Since we started using Rancher with v2.6.5, it is no longer possible to perform Kubernetes updates via the Rancher UI or Terraform module.
The update process starts, the controller node is shown as cordened in the Rancher UI, but after a short time we get the following error and the cluster goes into error state.

2022/06/15 11:26:25 [ERROR] Host playground-controller-1 failed to report Ready status with error: [controlplane] Error getting node playground-controller-1:  "playground-controller-1" not found

Even if we wait, the problem will not solve itself. In a few tests, we even waited a few days. In the Rancher logs I see that Rancher tries over and over again to upgrade, but this fails because it can’t find the controller node anymore.

The nodes are all green in the Rancher UI.
If we perform an uncordon on the controller node, unfortunately this doesn’t change anything either.

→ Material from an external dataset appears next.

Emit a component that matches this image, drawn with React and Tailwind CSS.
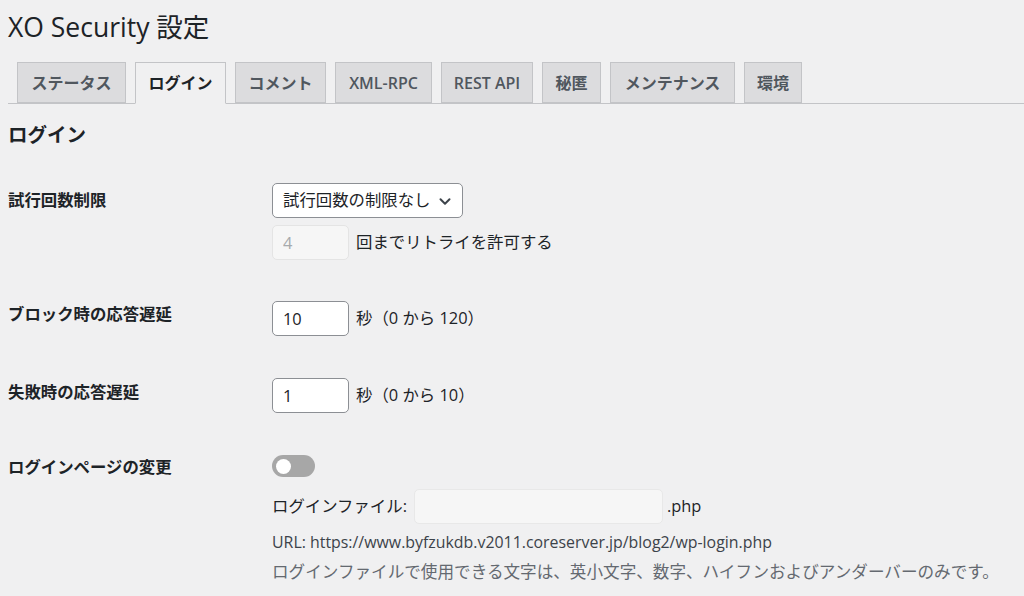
import React from "react"

const TABS = [
  { label: "ステータス", width: "w-[109px]" },
  { label: "ログイン", width: "w-[91px]", active: true },
  { label: "コメント", width: "w-[91px]" },
  { label: "XML-RPC", width: "w-[97px]" },
  { label: "REST API", width: "w-[92px]" },
  { label: "秘匿", width: "w-[59px]" },
  { label: "メンテナンス", width: "w-[125px]" },
  { label: "環境", width: "w-[58px]" },
]

const FONT = { fontFamily: '"Open Sans", "Noto Sans CJK JP", sans-serif' }

function Label({ children, pt }) {
  return (
    <div className={`w-[264px] shrink-0 text-[16.4px] font-bold leading-[24px] ${pt}`}>
      {children}
    </div>
  )
}

function NumberInput({ value, disabled }) {
  return (
    <input
      type="text"
      defaultValue={value}
      disabled={disabled}
      className={`w-[77px] h-[35px] rounded-[5px] px-[10px] text-[16.4px] outline-none ${
        disabled
          ? "bg-[#f6f6f6] border border-[#e4e4e4] text-[#a7aaad]"
          : "bg-white border border-[#8c8f94] text-[#1d2327]"
      }`}
    />
  )
}

export default function App() {
  return (
    <div className="min-h-screen bg-[#f0f0f1] text-[#1d2327] pl-2" style={FONT}>
      {/* TITLE */}
      <h1 className="text-[26.5px] leading-[36px] pt-[9px] font-normal">XO Security 設定</h1>

      {/* TABS */}
      <nav className="mt-[17px] flex gap-[9px] pl-[9px] border-b border-[#c3c4c7]">
        {TABS.map((tab) => (
          <div
            key={tab.label}
            className={`${tab.width} h-[41px] -mb-px flex items-center justify-center border border-[#c3c4c7] text-[16px] font-semibold ${
              tab.active
                ? "bg-[#f0f0f1] text-[#1d2327] border-b-[#f0f0f1] h-[42px]"
                : "bg-[#dcdcde] text-[#50575e]"
            }`}
          >
            {tab.label}
          </div>
        ))}
      </nav>

      {/* SECTION */}
      <h2 className="text-[19.5px] font-bold leading-[26px] mt-[18px]">ログイン</h2>

      {/* 試行回数制限 */}
      <div className="flex mt-[35px]">
        <Label pt="pt-[5px]">試行回数制限</Label>
        <div className="flex flex-col">
          <div className="w-[191px] h-[35px] rounded-[5px] border border-[#8c8f94] bg-white flex items-center justify-between pl-[10px] pr-[8px] text-[16.4px]">
            <span>試行回数の制限なし</span>
            <svg width="18" height="18" viewBox="0 0 20 20" fill="none" stroke="#3c434a" strokeWidth="2.2" strokeLinecap="round" strokeLinejoin="round">
              <path d="M5 8l5 5 5-5" />
            </svg>
          </div>
          <div className="flex items-center gap-[7px] mt-[7px]">
            <NumberInput value="4" disabled />
            <span className="text-[16.4px]">回までリトライを許可する</span>
          </div>
        </div>
      </div>

      {/* ブロック時の応答遅延 */}
      <div className="flex mt-[41px]">
        <Label pt="pt-[1px]">ブロック時の応答遅延</Label>
        <div className="flex items-center gap-[7px]">
          <NumberInput value="10" />
          <span className="text-[16.4px]">秒（0 から 120）</span>
        </div>
      </div>

      {/* 失敗時の応答遅延 */}
      <div className="flex mt-[42px]">
        <Label pt="pt-[2px]">失敗時の応答遅延</Label>
        <div className="flex items-center gap-[7px]">
          <NumberInput value="1" />
          <span className="text-[16.4px]">秒（0 から 10）</span>
        </div>
      </div>

      {/* ログインページの変更 */}
      <div className="flex mt-[42px]">
        <Label pt="pt-0">ログインページの変更</Label>
        <div className="flex flex-col">
          <div className="w-[43px] h-[22px] rounded-full bg-[#a7a7a7] flex items-center pl-[4px]">
            <div className="w-[15px] h-[15px] rounded-full bg-white" />
          </div>
          <div className="flex items-center mt-[12px] text-[16.4px]">
            <span className="mr-[7px]">ログインファイル:</span>
            <div className="w-[249px] h-[35px] rounded-[5px] bg-[#f6f6f6] border border-[#e8e8e8]" />
            <span className="ml-[4px]">.php</span>
          </div>
          <p className="mt-[5px] text-[15.9px] leading-[26px] text-[#3c434a]">
            URL: https://www.byfzukdb.v2011.coreserver.jp/blog2/wp-login.php
          </p>
          <p className="mt-[4px] text-[16.6px] leading-[26px] text-[#646970]">
            ログインファイルで使用できる文字は、英小文字、数字、ハイフンおよびアンダーバーのみです。
          </p>
        </div>
      </div>
    </div>
  )
}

I can reproduce this error at any time.

  1. deploy new rancher (v2.6.2) on an EC2 instance.
  2. deployed a Kubernetes cluster (v1.21.10-rancher1-1) with the same Terraform module.
  3. created a backup of Rancher and a snapshot of the cluster
  4. upgraded Rancher step by step from v2.6.2 to v2.6.5. Used workaround for updating v2.6.2 to v2.6.3.
  5. via UI edited the cluster and selected as Kubernetes version v1.21.12-rancher1-1.

We have also tried deploying the cluster with a different Kubernetes version (1.22.9) and then upgrading to version 1.23.6 via the UI or Terraform.
The update always stuck with the same error.

Does anyone have any idea what the error could be or what we are doing wrong?
If necessary, I can also provide the logs from the update.
We are already trying to solve the problem for 2 weeks, but unfortunately without success. On the Internet, unfortunately, we have also not yet found a solution. We are grateful for any help.


After further testing, we found that this problem only happens since Rancher version 2.6.4. Do none of you have this problem or an idea what it could be?

Hey, seems we’re on the same boat
We have some additional details here:

But we have yet to receive an official response from rancher